Jeongyol: When I was in high school, there was a soccer match between North Korea and South Korea. But all of a sudden they asked me which team I'm cheering for. So I was startled by the question.

Should I say I'm cheering for North Korea or South Korea? What's my identity?

Even though I'm living in South Korea as a South Korean citizen, they didn't recognize the fact that I'm also South Korean. That we were the same people.

So at the time I answered, "I'm not cheering for either team. I don't care who wins. I’m just watching the game for fun.” It went over smoothly but afterward I kept thinking about it. But now that I think about it…It wasn't my choice to be born in North Korea.

Dasom: Right

Jeongyol: I could've been born in the U.S. but somehow I was born in North Korea.

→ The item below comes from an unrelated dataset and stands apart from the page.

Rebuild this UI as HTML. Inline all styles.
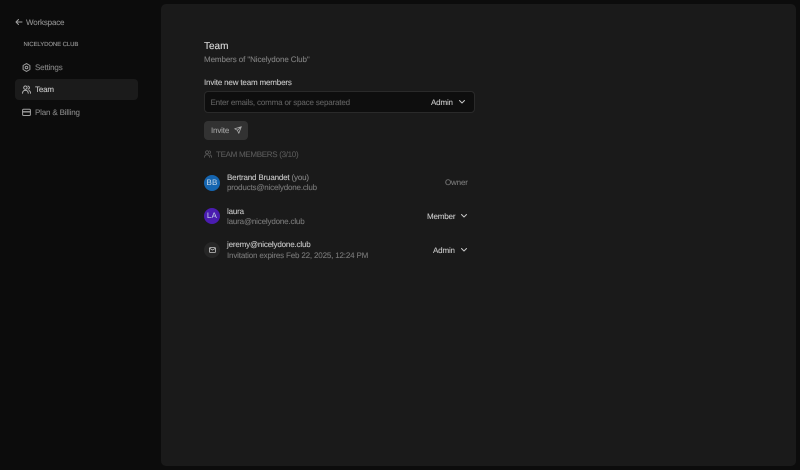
<!DOCTYPE html>
<html><head><meta charset="utf-8"><style>
html,body{margin:0;padding:0;width:800px;height:470px;overflow:hidden;background:#0c0c0c;font-family:"Liberation Sans",sans-serif;text-rendering:geometricPrecision}
.t{position:absolute;white-space:nowrap;line-height:12px;font-size:8px;letter-spacing:-.17px;margin-top:1px;-webkit-text-stroke:.1px}
svg{position:absolute;fill:none;stroke-linecap:round;stroke-linejoin:round}
.panel{position:absolute;left:161px;top:4px;width:635px;height:462px;background:#1a1a1a;border-radius:5px}
.active{position:absolute;left:15px;top:79px;width:123px;height:21px;background:#1b1b1b;border-radius:4px}
.input{position:absolute;left:204px;top:91px;width:269px;height:20px;background:#0e0e0e;border:1px solid #2a2a2a;border-radius:4px}
.btn{position:absolute;left:204px;top:121px;width:44px;height:19px;background:#323232;border-radius:4px}
.av{position:absolute;left:204px;width:16px;height:16px;border-radius:50%;color:#c8d8e8;font-size:8px;letter-spacing:.2px;line-height:16.500px;text-align:center}
</style></head><body>
<div class="panel"></div>
<div class="active"></div>

<svg style="left:15px;top:17.500px" width="8" height="8" viewBox="0 0 8 8" stroke="#a0a0a0" stroke-width="1"><path d="M7 4H1M3.500 1.500L1 4l2.500 2.500"/></svg>
<div class="t" style="left:26px;top:16px;color:#909090">Workspace</div>
<div class="t" style="left:23.500px;top:38px;color:#989898;font-size:6px;letter-spacing:-.1px">NICELYDONE CLUB</div>

<svg style="left:22px;top:62.500px" width="9" height="9" viewBox="0 0 9 9" stroke="#a0a0a0" stroke-width="1"><path d="M4.500.6l3.400 1.900v4L4.500 8.400 1.100 6.500v-4z"/><circle cx="4.500" cy="4.500" r="1.300"/></svg>
<div class="t" style="left:35px;top:61px;color:#848484">Settings</div>

<svg style="left:22px;top:85px" width="9" height="9" viewBox="0 0 9 9" stroke="#c0c0c0" stroke-width=".9"><circle cx="3.400" cy="2.600" r="1.700"/><path d="M.6 8.300c0-2 1.200-3 2.800-3s2.800 1 2.800 3M6 1c1 .3 1.400 1 1.400 1.600S7 3.900 6.200 4.200M7 5.500c1 .4 1.500 1.400 1.500 2.800"/></svg>
<div class="t" style="left:35px;top:83px;color:#c8c8c8">Team</div>

<svg style="left:22px;top:107.500px" width="9" height="9" viewBox="0 0 9 9" stroke="#a0a0a0" stroke-width="1"><rect x=".6" y="1.300" width="7.800" height="6.200" rx="1"/><path d="M.6 3.800h7.800" stroke-width="1.400"/></svg>
<div class="t" style="left:35px;top:106px;color:#848484">Plan &amp; Billing</div>

<div class="t" style="left:204px;top:40px;margin-top:0;color:#dcdcdc;font-size:10px;letter-spacing:0;line-height:13px">Team</div>
<div class="t" style="left:204px;top:53px;color:#808080;letter-spacing:-.1px">Members of "Nicelydone Club"</div>
<div class="t" style="left:204px;top:76px;color:#c8c8c8">Invite new team members</div>

<div class="input"></div>
<div class="t" style="left:210.500px;top:96px;color:#606060">Enter emails, comma or space separated</div>
<div class="t" style="left:431px;top:96px;color:#c8c8c8">Admin</div>
<svg style="left:458px;top:99px" width="8" height="6" viewBox="0 0 8 6" stroke="#c8c8c8" stroke-width="1"><path d="M1.500 1.500L4 4l2.500-2.500"/></svg>

<div class="btn"></div>
<div class="t" style="left:211px;top:124px;color:#a0a0a0">Invite</div>
<svg style="left:234px;top:126px" width="8" height="8" viewBox="0 0 8 8" stroke="#a8a8a8" stroke-width=".8"><path d="M7.300.7L.7 2.800l2.700 1.500 1.400 3zM3.400 4.300L7.300.7"/></svg>

<svg style="left:204px;top:150px" width="8" height="8" viewBox="0 0 9 9" stroke="#5c5c5c" stroke-width=".9"><circle cx="3.400" cy="2.600" r="1.700"/><path d="M.6 8.300c0-2 1.200-3 2.800-3s2.800 1 2.800 3M6 1c1 .3 1.400 1 1.400 1.600S7 3.900 6.200 4.200M7 5.500c1 .4 1.500 1.400 1.500 2.800"/></svg>
<div class="t" style="left:216px;top:148px;color:#5a5a5a;letter-spacing:-.3px">TEAM MEMBERS (3/10)</div>

<div class="av" style="top:175px;background:#1565b0">BB</div>
<div class="t" style="left:227px;top:171px;color:#c8c8c8">Bertrand Bruandet <span style="color:#848484">(you)</span></div>
<div class="t" style="left:227px;top:181px;color:#787878">products@nicelydone.club</div>
<div class="t" style="left:445px;top:176px;color:#787878">Owner</div>

<div class="av" style="top:208px;background:#4a1cb0">LA</div>
<div class="t" style="left:227px;top:205px;color:#c8c8c8">laura</div>
<div class="t" style="left:227px;top:215px;color:#787878">laura@nicelydone.club</div>
<div class="t" style="left:427px;top:210px;color:#c8c8c8">Member</div>
<svg style="left:460px;top:213px" width="8" height="6" viewBox="0 0 8 6" stroke="#c8c8c8" stroke-width="1"><path d="M1.500 1.500L4 4l2.500-2.500"/></svg>

<div class="av" style="top:242px;background:#262626"></div>
<svg style="left:208.500px;top:247px" width="7" height="6" viewBox="0 0 7 6" stroke="#c8c8c8" stroke-width=".8"><rect x=".5" y=".6" width="6" height="4.800" rx=".7"/><path d="M.7 1.300L3.500 3.100l2.800-1.800"/></svg>
<div class="t" style="left:227px;top:238px;color:#c8c8c8">jeremy@nicelydone.club</div>
<div class="t" style="left:227px;top:249px;color:#787878">Invitation expires Feb 22, 2025, 12:24 PM</div>
<div class="t" style="left:433px;top:244px;color:#c8c8c8">Admin</div>
<svg style="left:460px;top:247px" width="8" height="6" viewBox="0 0 8 6" stroke="#c8c8c8" stroke-width="1"><path d="M1.500 1.500L4 4l2.500-2.500"/></svg>
</body></html>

Anyone could've been born in North Korea.

It's not anyone's fault. So from that moment on, I became confident. I am just who I am.


Ilhyeok: I have this older friend from China. During holidays like in January, he'd always ask me if I am visiting my hometown. Whenever he asks me that question, I want to be able to tell him that I'm am going [home] but I can't because I can't go back so I just don’t answer him. When he asked me if I'm going home, I just wished that I could return home one day.


It's heartbreaking not being able to go home.


During Chuseok and New Year's Day, those two holidays are when I miss home the most.

Joy: One uncomfortable question for me was when I was in school or met people was when they asked me why there's no riot or uprising in North Korea. Sometimes people ask because they really don't know but sometimes they insinuate that we're cowards.


And with that viewpoint, they ask why we won't revolt against the government. I try to explain but they still insist and say, ”But you guys still should have done something.” That makes me a little sad.


In North Korea, there's a system of monitoring each other. So if one person says something bad, they'd get reported right away and taken.

Jeongyol: In South Korea there were a lot of civil riots so they ask why we didn't do anything in North Korea.

Joy: But it's a very different situation.

Jeongyol: The system doesn't allow it.

Dasom: 

What also made me uncomfortable was if I did something wrong, people would blame it because I'm North Korean.


They say things like, “It's because she's North Korean.” That made me upset. Other people say bad things and make mistakes too. But because of one mistake they say all North Koreans are like that and that I wouldn't know things or be able to do things because I'm from North Korea.


I hated hearing that so I wouldn't tell anyone that I was from North Korea.